Nella sua biografia Jones darà sicuramente spazio anche ad Elvis Presley (nel booklet del CD è ritratto insieme a lui e Priscilla), ma invece di scegliere un brano del King opta per Elvis Presley Blues di Gillian Welch, offrendone un’interpretazione sofferta, drammatica, quasi alla Odetta, con Johns che lo circonda con una chitarra vibrata al limite della distorsione: quasi impensabile pensare che stiamo parlando dello stesso personaggio che cantava Delilah. Ed eccoci all’high point del disco (a mio parere): He Was A Friend Of Mine è un pezzo inciso da molti in passato, soprattutto in ambito folk (di Dave Van Ronk la versione più nota, ma anche Dylan la cantava spesso nelle coffeehouses del Village), e qui troviamo solo Tom ed Ehtan con la slide acustica, con il nostro che tira fuori una performance da pelle d’oca, al limite della commozione, sentire per credere. Factory Girl è proprio quella dei Rolling Stones, e qui Jones rispetta la melodia originale (ma che voce) e Johns la riveste di sonorità decisamente bucoliche, mentre con I Wish You Would (Billy Boy Arnold) si torna al blues ruspante, con una versione spedita e roccata, molto anni sessanta, ed una serie di assoli quasi ipnotici.

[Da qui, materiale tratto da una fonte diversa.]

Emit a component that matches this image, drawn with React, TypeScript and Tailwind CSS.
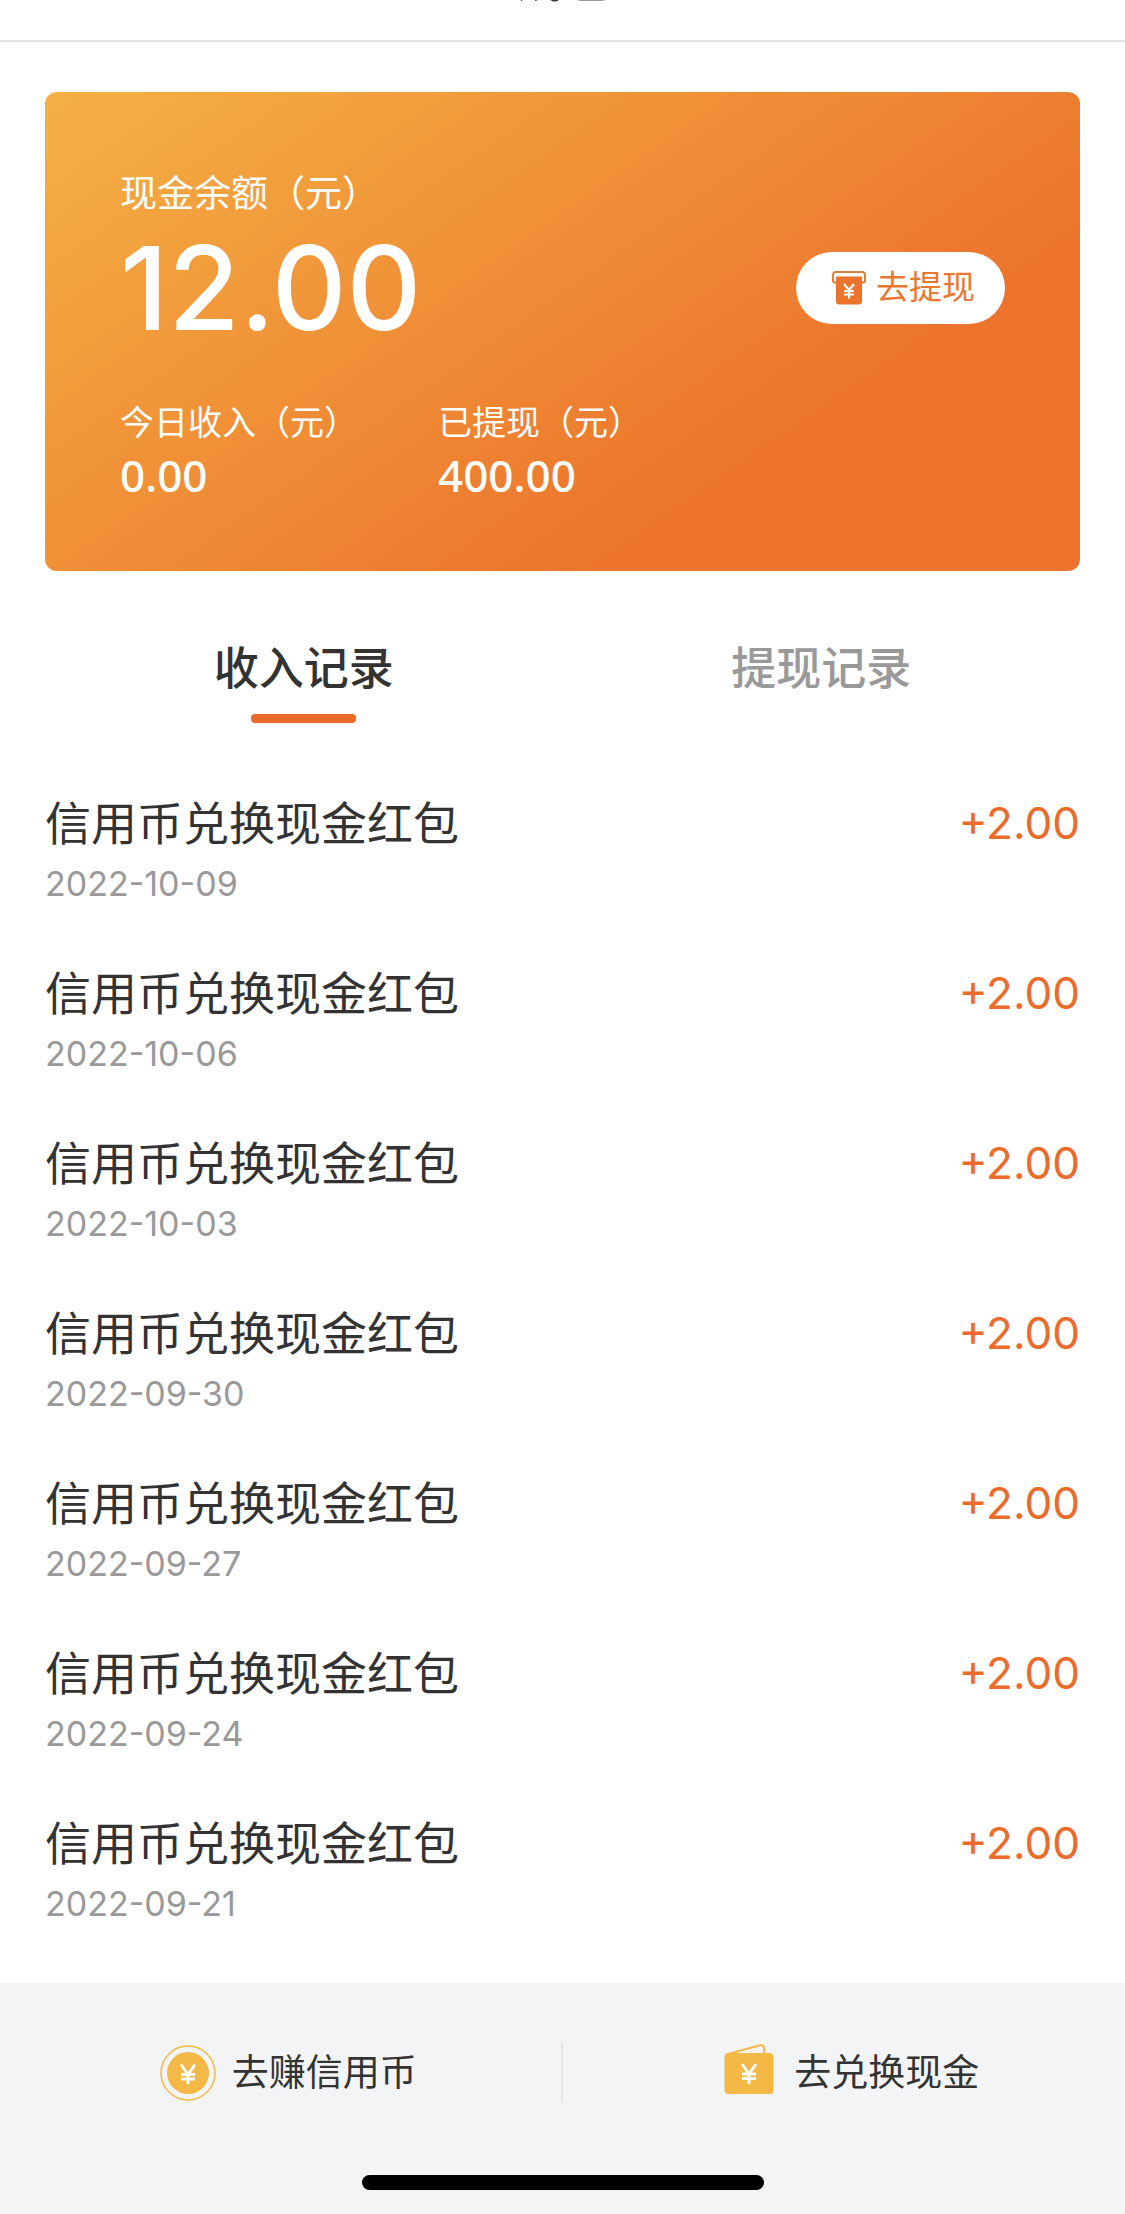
import React from "react";

const records = [
  { date: "2022-10-09", amount: "+2.00" },
  { date: "2022-10-06", amount: "+2.00" },
  { date: "2022-10-03", amount: "+2.00" },
  { date: "2022-09-30", amount: "+2.00" },
  { date: "2022-09-27", amount: "+2.00" },
  { date: "2022-09-24", amount: "+2.00" },
  { date: "2022-09-21", amount: "+2.00" },
];

function WithdrawIcon() {
  return (
    <svg width="34" height="34" viewBox="0 0 34 34" fill="none" aria-hidden="true">
      <path d="M5 11.500H3a2 2 0 0 1-2-2V4a3 3 0 0 1 3-3h26a3 3 0 0 1 3 3v5.500a2 2 0 0 1-2 2h-2" stroke="#d9823f" strokeWidth="2" />
      <path d="M4 5.500h26v25a3 3 0 0 1-3 3H7a3 3 0 0 1-3-3z" fill="#ec732b" />
      <path d="M12 13l5 6 5-6M17 19v8.500M12 20h10M12 23.500h10" stroke="#fff" strokeWidth="2.200" />
    </svg>
  );
}

function CoinIcon() {
  return (
    <svg width="56" height="56" viewBox="0 0 56 56" fill="none" aria-hidden="true">
      <circle cx="28" cy="28" r="27" stroke="#f4b846" strokeWidth="1.500" />
      <circle cx="28" cy="28" r="21" fill="#f4b846" />
      <path d="M21 19.500l7 10 7-10M28 29v10M21 29.500h14M21 34h14" stroke="#fff" strokeWidth="2.800" />
    </svg>
  );
}

function WalletIcon() {
  return (
    <svg width="50" height="58" viewBox="0 0 50 58" fill="none" aria-hidden="true">
      <path d="M4 10L36 1.200a3 3 0 0 1 4 3V11" stroke="#f4b846" strokeWidth="2" />
      <rect x="0.500" y="9" width="49" height="41" rx="4" fill="#f4b846" />
      <path d="M18 20l7 10 7-10M25 30v10M18 30h14M18 34.500h14" stroke="#fff" strokeWidth="2.800" />
    </svg>
  );
}

export default function App() {
  return (
    <div className="flex min-h-screen flex-col bg-white font-['Inter','Noto_Sans_CJK_SC',sans-serif] text-[#333]">
      {/* Title bar */}
      <header className="flex h-[42px] items-end justify-center overflow-hidden border-b-2 border-[#e5e5e5] pb-[31px]">
        <h1 className="text-[51px] leading-[60px] font-medium">钱包</h1>
      </header>

      <main className="flex-1 px-[45px] pt-[50px]">
        {/* Balance card */}
        <section className="rounded-xl bg-linear-[145deg,#f4b144_0%,#ec742c_72%] px-[75px] pt-[78px] pb-[66px] text-white">
          <p className="text-[37px] leading-[48px]">现金余额（元）</p>
          <div className="flex items-center justify-between">
            <p className="text-[116px] leading-[140px] font-medium">12.00</p>
            <button className="flex h-[72px] items-center gap-2.5 rounded-full bg-white pr-[30px] pl-9 text-[33px] text-[#e8782f]">
              <WithdrawIcon />
              去提现
            </button>
          </div>
          <dl className="mt-[43px] flex gap-20">
            <div>
              <dt className="text-[34px] leading-[44px]">今日收入（元）</dt>
              <dd className="font-['Noto_Sans',sans-serif] text-[44px] leading-[60px] font-medium">0.00</dd>
            </div>
            <div>
              <dt className="text-[34px] leading-[44px]">已提现（元）</dt>
              <dd className="font-['Noto_Sans',sans-serif] text-[44px] leading-[60px] font-medium">400.00</dd>
            </div>
          </dl>
        </section>

        {/* Tabs */}
        <div role="tablist" className="mt-[66px] grid grid-cols-2 text-[45px] leading-[64px] font-medium">
          <button role="tab" aria-selected="true" className="flex flex-col items-center gap-[13px]">
            收入记录
            <span className="h-[9px] w-[105px] rounded bg-[#ee6a2a]" />
          </button>
          <button role="tab" aria-selected="false" className="flex flex-col items-center text-[#999]">
            提现记录
          </button>
        </div>

        {/* Income records */}
        <ul className="mt-[66px]">
          {records.map((record) => (
            <li key={record.date} className="h-[170px]">
              <div className="flex items-center justify-between leading-[68px]">
                <span className="text-[46px]">信用币兑换现金红包</span>
                <span className="text-[44px] text-[#ec6a2a]">{record.amount}</span>
              </div>
              <p className="text-[34px] leading-[54px] text-[#999]">{record.date}</p>
            </li>
          ))}
        </ul>
      </main>

      {/* Bottom actions */}
      <footer className="bg-[#f3f4f6] pt-[60px] pb-6">
        <nav className="grid grid-cols-2 divide-x-2 divide-[#e3e4e6] text-[37px] leading-[60px]">
          <a href="#earn" className="flex items-center justify-center gap-4 pl-4">
            <CoinIcon />
            去赚信用币
          </a>
          <a href="#exchange" className="flex items-center justify-center gap-5 pl-4">
            <WalletIcon />
            去兑换现金
          </a>
        </nav>
        <div className="mx-auto mt-[72px] h-[15px] w-[402px] rounded-full bg-black" />
      </footer>
    </div>
  );
}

‘Til My Back Ain’t Got No Bone (di Eddie Floyd, l’ha fatta anche Albert King) rimane in zona blues, ma in maniera più tranquilla, con la solita voce che si staglia imperiosa; Why Don’ You Love Me Like You Used To Do? è un noto brano di Hank Williams, che vede Tom divertirsi con una interpretazione gioiosa e solare, in linea con l’originale, dandoci una delle prove più godibili del disco, quasi non avesse fatto altro che country nella sua carriera. L’album si chiude con la famosa Tomorrow Night (Lonnie Johnson, ma anche Elvis e Dylan), qui in veste jazz afterhours, molto raffinata, e con la deliziosa e countreggiante Raise A Ruckus, un traditional che hanno rifatto in mille, da Jesse Fuller a Uncle Earl, passando per Bill Kirchen e gli Old Crow Medicine Show.

Tom Jones è definitivamente rinsavito (meglio tardi che mai), e Long Lost Suitcase è indubbiamente uno dei dischi più belli del 2015.